In fact, many of his works on display featured children. “I myself have two kids,” he said. “And children are the future, the future of both South and North Korea.” Some pieces feature North Korean children singers with red scarfs. Sun Mu, himself, was part of children’s choir. He started singing “to please Kim Il Sung,” and that’s also why he started painting.

Sun Mu - a pseudonym he uses to protect him and his family still in North Korea that roughly translates to “No Lines” - also shared his shock when he first came to South Korea in 1998 and studied art at Hongik University. “I was baffled,” he said. “I thought to myself, ‘This is the ‘rotten capitalism’ is that I heard about up there.’” He referred to North Korea with words “up” or “upper neighborhood.”

“But as the years went by, I learned to accept [contemporary art],” he said.

And he seemed to be enjoying the freedom that contemporary art provides to the fullest, relishing in not being told what he was allowed and not allowed to draw.

“Initially, I used to paint with a sense of duty [to illustrate Korea’s division or hope for unification],” he said. “But I learned that too represents the interests of a certain group and so I don’t paint with that feeling anymore.”

At the latest exhibition, there was a screening of a documentary film, “I Am Sun Mu,” which portrays the days leading up to his solo exhibition in Beijing in 2014 and how the Chinese government sent police to block it.

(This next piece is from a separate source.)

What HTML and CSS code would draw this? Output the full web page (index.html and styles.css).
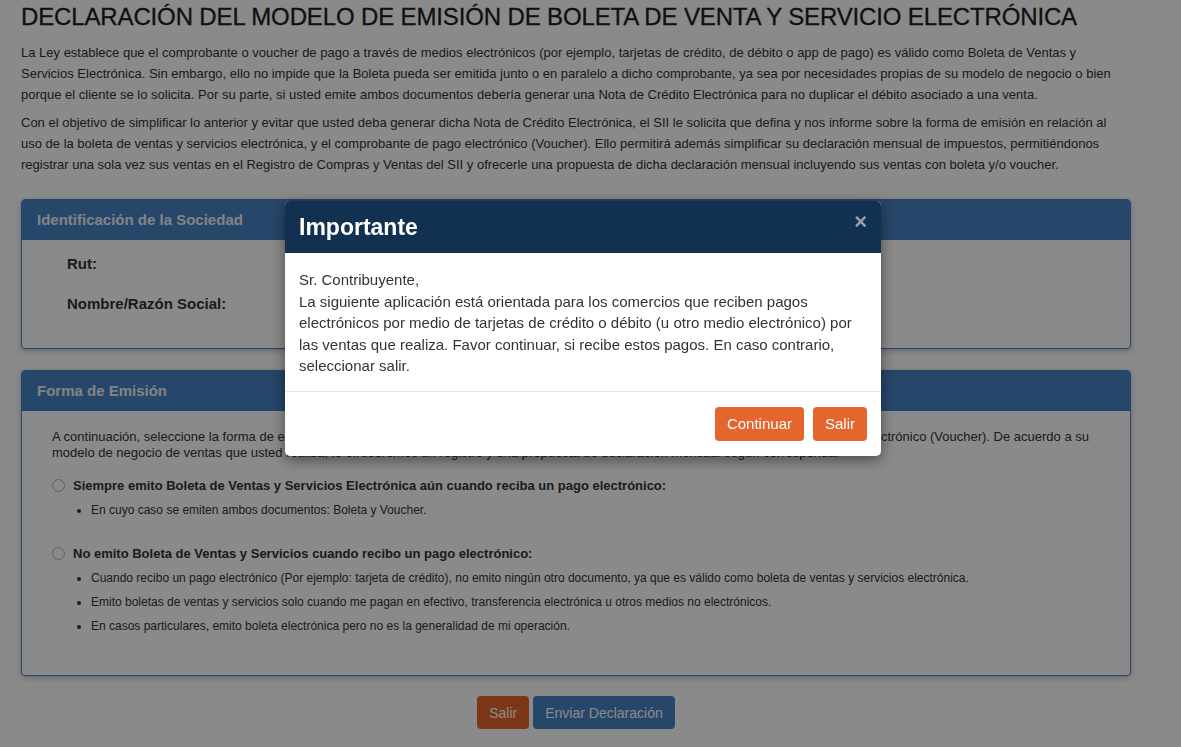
FILE: index.html
```html
<!DOCTYPE html>
<html lang="es">
<head>
    <meta charset="UTF-8">
    <meta name="viewport" content="width=device-width, initial-scale=1.0">
    <title>Declaración del modelo de emisión</title>
    <link rel="stylesheet" href="styles.css">
</head>
<body>
    <div class="page">
        <h1>DECLARACIÓN DEL MODELO DE EMISIÓN DE BOLETA DE VENTA Y SERVICIO ELECTRÓNICA</h1>
        <p>La Ley establece que el comprobante o voucher de pago a través de medios electrónicos (por ejemplo, tarjetas de crédito, de débito o app de pago) es válido como Boleta de Ventas y Servicios Electrónica. Sin embargo, ello no impide que la Boleta pueda ser emitida junto o en paralelo a dicho comprobante, ya sea por necesidades propias de su modelo de negocio o bien porque el cliente se lo solicita. Por su parte, si usted emite ambos documentos debería generar una Nota de Crédito Electrónica para no duplicar el débito asociado a una venta.</p>
        <p>Con el objetivo de simplificar lo anterior y evitar que usted deba generar dicha Nota de Crédito Electrónica, el SII le solicita que defina y nos informe sobre la forma de emisión en relación al uso de la boleta de ventas y servicios electrónica, y el comprobante de pago electrónico (Voucher). Ello permitirá además simplificar su declaración mensual de impuestos, permitiéndonos registrar una sola vez sus ventas en el Registro de Compras y Ventas del SII y ofrecerle una propuesta de dicha declaración mensual incluyendo sus ventas con boleta y/o voucher.</p>

        <div class="panel">
            <div class="panel-heading">Identificación de la Sociedad</div>
            <div class="panel-body datos">
                <div class="dato"><span class="etiqueta">Rut:</span></div>
                <div class="dato"><span class="etiqueta">Nombre/Razón Social:</span></div>
            </div>
        </div>

        <div class="panel">
            <div class="panel-heading">Forma de Emisión</div>
            <div class="panel-body forma">
                <p class="intro">A continuación, seleccione la forma de emisión que utiliza en relación a la boleta de ventas y servicios electrónica y al comprobante de pago electrónico (Voucher). De acuerdo a su modelo de negocio de ventas que usted realiza, le ofreceremos un registro y una propuesta de declaración mensual según corresponda.</p>

                <label class="opcion"><input type="radio" name="forma"> Siempre emito Boleta de Ventas y Servicios Electrónica aún cuando reciba un pago electrónico:</label>
                <ul>
                    <li>En cuyo caso se emiten ambos documentos: Boleta y Voucher.</li>
                </ul>

                <label class="opcion"><input type="radio" name="forma"> No emito Boleta de Ventas y Servicios cuando recibo un pago electrónico:</label>
                <ul>
                    <li>Cuando recibo un pago electrónico (Por ejemplo: tarjeta de crédito), no emito ningún otro documento, ya que es válido como boleta de ventas y servicios electrónica.</li>
                    <li>Emito boletas de ventas y servicios solo cuando me pagan en efectivo, transferencia electrónica u otros medios no electrónicos.</li>
                    <li>En casos particulares, emito boleta electrónica pero no es la generalidad de mi operación.</li>
                </ul>
            </div>
        </div>

        <div class="acciones">
            <button type="button" class="btn btn-naranja">Salir</button>
            <button type="button" class="btn btn-azul">Enviar Declaración</button>
        </div>
    </div>

    <div class="backdrop"></div>
    <div class="modal">
        <div class="modal-header">
            <h2>Importante</h2>
            <span class="cerrar">&times;</span>
        </div>
        <div class="modal-body">
            Sr. Contribuyente,<br>
            La siguiente aplicación está orientada para los comercios que reciben pagos electrónicos por medio de tarjetas de crédito o débito (u otro medio electrónico) por las ventas que realiza. Favor continuar, si recibe estos pagos. En caso contrario, seleccionar salir.
        </div>
        <div class="modal-footer">
            <button type="button" class="btn btn-naranja grande">Continuar</button>
            <button type="button" class="btn btn-naranja grande">Salir</button>
        </div>
    </div>
</body>
</html>
```

FILE: styles.css
```css
body { margin: 0; background-color: #fff; color: #333; font-family: "Liberation Sans", Arial, sans-serif; font-size: 13px; }
.page { width: 1110px; padding: 0 0 20px 21px; }
h1 { margin: 0; font-size: 24px; font-weight: normal; line-height: 34px; color: #1e1e1e; letter-spacing: -0.14px; -webkit-text-stroke: 0.3px #1e1e1e; }
p { margin: 7px 10px 0 0; line-height: 21px; }
h1 + p { margin-top: 8px; }

.panel { border: 1px solid #4682c4; border-radius: 4px; box-shadow: 0 2px 6px rgba(0, 0, 0, 0.25); }
.panel + .panel { margin-top: 21px; }
p + .panel { margin-top: 24px; }
.panel-heading { background-color: #4682c4; color: #eef2f6; font-weight: bold; font-size: 15px; height: 40px; line-height: 40px; padding: 0 15px; border-radius: 3px 3px 0 0; }

.datos { padding: 11px 0 17px 45px; }
.dato { height: 40px; line-height: 26px; }
.etiqueta { font-weight: bold; font-size: 15px; }

.forma { padding: 18px 30px 37px 30px; }
.forma .intro { margin: 0 0 15px; line-height: 16px; }
.opcion { display: flex; align-items: center; font-weight: bold; height: 18px; }
.opcion input { appearance: none; -webkit-appearance: none; margin: 0 8px 0 0; width: 13px; height: 13px; border: 1px solid #b5b5b5; border-radius: 50%; background: #fff; }
ul { margin: 4px 0 22px; padding-left: 39px; font-size: 12px; }
li { line-height: 24px; }
ul:last-child { margin-bottom: 0; }

.acciones { display: flex; justify-content: center; gap: 4px; margin-top: 20px; }
.btn { border: none; border-radius: 4px; color: #fff; font-family: inherit; font-size: 14px; height: 33px; padding: 0 12px; cursor: pointer; }
.btn-naranja { background-color: #e4652d; }
.btn-azul { background-color: #4682c4; }

.backdrop { position: fixed; top: 0; left: 0; right: 0; bottom: 0; background-color: rgba(0, 0, 0, 0.46); }
.modal { position: fixed; top: 201px; left: 285px; width: 596px; background: #fff; border-radius: 5px; overflow: hidden; box-shadow: 0 4px 14px rgba(0, 0, 0, 0.45); }
.modal-header { background-color: #12304f; height: 52px; display: flex; align-items: center; justify-content: space-between; padding: 0 14px; }
.modal-header h2 { margin: 0; color: #fff; font-size: 23px; font-weight: bold; }
.cerrar { color: #fff; opacity: 0.55; font-size: 22px; font-weight: bold; line-height: 1; margin-top: -10px; }
.modal-body { padding: 16px 14px 14px; font-size: 15px; line-height: 21.5px; color: #333; border-bottom: 1px solid #e5e5e5; }
.modal-footer { display: flex; justify-content: flex-end; gap: 9px; padding: 15px 14px; }
.grande { height: 34px; font-size: 15px; }
```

As a result of that, about 70 of his works that were to be exhibited at the Yuan Art Museum in Beijing are currently being kept in storage by the government. The artist says he’s still trying to get them back.

The film premiered at the DMZ International Documentary Film Festival in 2015.

“I was surprised that they would go that far [to stop the exhibition],” he said about the incident. But when asked if he will once again attempt to hold an exhibition in China if an opportunity comes, he said yes.